David S. Gould, New York City (F. Lee Bailey and Aaron J. Broder, New York City, of counsel), for plaintiff-appellee Jane S. Shatkin.

Before FRIENDLY, MANSFIELD and KEARSE, Circuit Judges.

MANSFIELD, Circuit Judge:

Defendants American Airlines, Inc. (American) and McDonnell Douglas Corporation (McDonnell Douglas) appeal from that portion of a judgment entered in the Southern District of New York pursuant to the order of Judge Milton Pollack after a jury rendered a special verdict awarding plaintiff Jane Shatkin $87,500 for conscious pain and suffering experienced by her son Lloyd Shatkin immediately prior to the crash of an American Airlines jet on which he was a passenger. Plaintiff cross-appeals from that portion of the special verdict that awarded her $15,000 for loss of services and $15,000 for loss of financial support. We reverse the award for pre-impact pain and suffering and remand with instructions to enter judgment for the defendants notwithstanding the verdict. We affirm the awards for loss of services and financial support.

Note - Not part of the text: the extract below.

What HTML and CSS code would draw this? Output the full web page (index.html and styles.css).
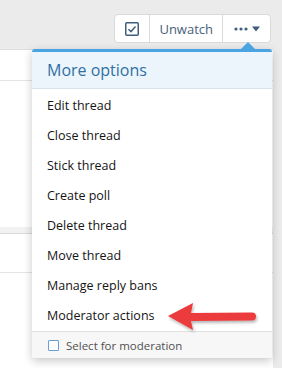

This case stems from the highly publicized crash of a DC-10 plane on an American Airlines flight near O'Hare International Airport on May 25, 1979, after it lost an engine during take-off. All of those aboard the plane, including Lloyd Shatkin and his wife, Ina, were killed immediately upon impact. Mr. and Mrs. Shatkin left mutual wills bequeathing their property in the event of their simultaneous deaths to their respective parents. Lloyd's will left three-quarters of his estate to his mother, Jane S. Shatkin, and one quarter to his wife's parents. His mother was appointed executrix of his estate and as such brought this action against American and the jet's manufacturer, McDonnell Douglas, to recover damages for wrongful death and pre-impact pain and suffering. On June 29, 1979, the Judicial Panel on Multidistrict Litigation ordered the action transferred to the Northern District of Illinois pursuant to 28 U.S.C. Sec. 1407 for consolidated pre-trial proceedings. After conducting extensive discovery the parties entered a "no contest" stipulation as to the defendants' liability on September 10, 1982. On November 18, 1982, the action was remanded to the Southern District of New York for trial of the damages claim.

Following further discovery trial was held from June 9 through June 13, 1983. The evidence was undisputed that the plane was a wide-bodied three-engine DC-10 manufactured by defendant McDonnell Douglas Corporation and operated by defendant American Airlines on its Flight 191, which took off on May 25, 1979, from O'Hare International Airport, Chicago, Illinois. Upon take-off the plane lost an engine on its left side. Mr. Shatkin, a passenger, was seated on the right side of the plane in seat No. 24H, from which a passenger would not normally be able to note the absence of an engine on the left side. The total flight lasted 31 seconds from take-off until the crash.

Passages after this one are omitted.